Even though she doesn’t consider herself a romantic comedy writer, Bahret said it was fun to go outside of her lane. Some of what she learned throughout the process has even carried over to the writing of her own independent films.
“I learned how to deal with notes I didn’t agree with. If I felt strongly about a storyline, I had to decide when to fight for it and when to let go,” said Bahret.
Lewis has built a connection with a handful of alumni writers, including the writing team of Daniel Vignolo ’17 and Matt Harrison ’17. Vignolo knew Lewis from a class they’d taken together at Emerson LA. He found out that Lewis was seeking story ideas through Macak’s newsletter, and sent her an original pilot he’d written with Harrison. Now, the duo has a couple of rom-com projects currently in development.
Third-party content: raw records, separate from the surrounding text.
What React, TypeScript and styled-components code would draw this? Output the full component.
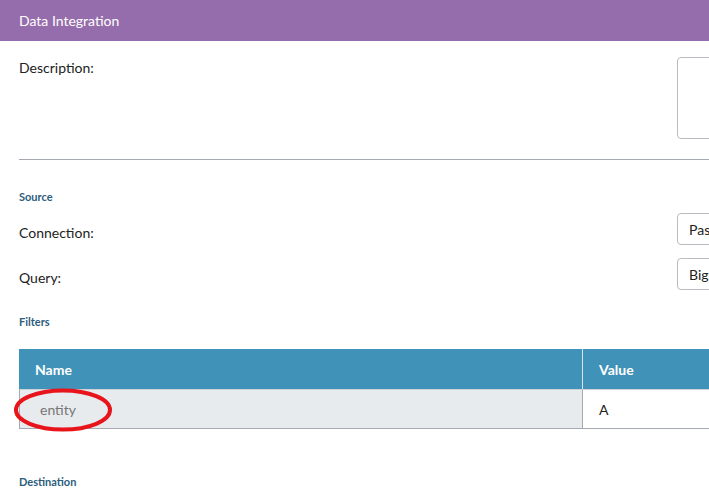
import React from "react";
import styled, { createGlobalStyle } from "styled-components";

const GlobalStyle = createGlobalStyle`
  body {
    margin: 0;
    font-family: Lato, "Open Sans", sans-serif;
    background: #fff;
    overflow: hidden;
  }
`;

const Page = styled.div`
  width: 1000px;
  color: #222;
`;

const TitleBar = styled.div`
  height: 41px;
  display: flex;
  align-items: center;
  padding-left: 19px;
  background: #966dac;
  color: #fff;
  font-size: 14px;
`;

const Body = styled.div`
  padding: 16px 0 0 19px;
`;

const FormRow = styled.div<{ $gap?: number }>`
  display: grid;
  grid-template-columns: 658px 1fr;
  align-items: start;
  margin-bottom: ${(p) => p.$gap ?? 0}px;
`;

const Label = styled.div<{ $offset?: number }>`
  font-size: 14px;
  line-height: 20px;
  padding-top: ${(p) => p.$offset ?? 0}px;
`;

const TextArea = styled.div`
  height: 80px;
  border: 1px solid #b9bcc1;
  border-radius: 4px;
`;

const Input = styled.div`
  height: 30px;
  border: 1px solid #b9bcc1;
  border-radius: 4px;
  display: flex;
  align-items: center;
  padding-left: 11px;
  font-size: 14px;
  white-space: nowrap;
`;

const Divider = styled.hr`
  border: none;
  border-top: 1px solid #a5a9b0;
  margin: 20px 0 30px;
`;

const SectionTitle = styled.div<{ $gap: number }>`
  font-size: 11px;
  line-height: 14px;
  font-weight: bold;
  color: #2c5d7c;
  margin-bottom: ${(p) => p.$gap}px;
`;

const TableWrap = styled.div`
  position: relative;
  margin-bottom: 46px;
`;

const Table = styled.div`
  display: grid;
  grid-template-columns: 563px 1fr;
`;

const HeadCell = styled.div<{ $divider?: boolean }>`
  height: 40px;
  display: flex;
  align-items: center;
  padding-left: 16px;
  background: #4192b9;
  color: #fff;
  font-size: 14px;
  font-weight: bold;
  border-left: ${(p) => (p.$divider ? "1px solid #d7e6ee" : "none")};
`;

const Cell = styled.div<{ $name?: boolean }>`
  height: 40px;
  display: flex;
  align-items: center;
  font-size: 14px;
  border-bottom: 1px solid #a5a9b0;
  border-top: 1px solid #cfd3d8;
  box-sizing: border-box;
  background: ${(p) => (p.$name ? "#e8ebee" : "#fff")};
  color: ${(p) => (p.$name ? "#767676" : "#222")};
  padding-left: ${(p) => (p.$name ? 20 : 16)}px;
  border-left: 1px solid #a5a9b0;
`;

const Highlight = styled.svg`
  position: absolute;
  left: -6px;
  top: 39px;
  pointer-events: none;
`;

export default function App() {
  return (
    <Page>
      <GlobalStyle />
      <TitleBar>Data Integration</TitleBar>
      <Body>
        <FormRow>
          <Label $offset={1}>Description:</Label>
          <TextArea />
        </FormRow>
        <Divider />
        <SectionTitle $gap={9}>Source</SectionTitle>
        <FormRow $gap={13}>
          <Label $offset={10}>Connection:</Label>
          <Input>Pass</Input>
        </FormRow>
        <FormRow $gap={25}>
          <Label $offset={10}>Query:</Label>
          <Input>Big</Input>
        </FormRow>
        <SectionTitle $gap={20}>Filters</SectionTitle>
        <TableWrap>
          <Table>
            <HeadCell>Name</HeadCell>
            <HeadCell $divider>Value</HeadCell>
            <Cell $name>entity</Cell>
            <Cell>A</Cell>
          </Table>
          <Highlight width="102" height="46" viewBox="0 0 102 46">
            <ellipse cx="50" cy="22" rx="47" ry="19.5" fill="none" stroke="#e8141b" strokeWidth="4" />
          </Highlight>
        </TableWrap>
        <SectionTitle $gap={0}>Destination</SectionTitle>
      </Body>
    </Page>
  );
}
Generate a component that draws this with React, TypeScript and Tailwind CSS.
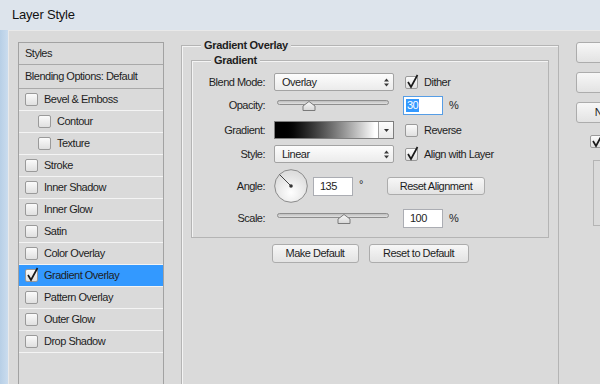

“It was a fun challenge to step out of our comfort zone, since Matt and I are strict comedy writers. It’s helped us with other projects and made us faster and better writers,” said Vignolo, who met Harrison while in a class at Emerson. Together, they worked on a show for Emerson Independent Video that won them an EVVY Award. “We’re excited for the opportunity to get our work made and seen by others.”
“When I told my parents about [the movies], they were excited because it’s stuff my family will be able to watch,” said Vignolo. “Becoming a showrunner and running a production company are long-term goals. Right now, we’re making pitches and getting our stuff read, which is going well, probably due, in part, to getting these movies sold. It gives us more credibility when we go out for stuff.”
For Lewis, helping Emersonians hungry to express their creativity is something she loves.
“It wasn’t too long ago that I was that person who graduated,” said Lewis, who is part of the musical improv team, The Understudies, and wants to run and star in her own show one day. “Every time I have taken a chance on helping an Emersonian, they’ve knocked it out of the park.”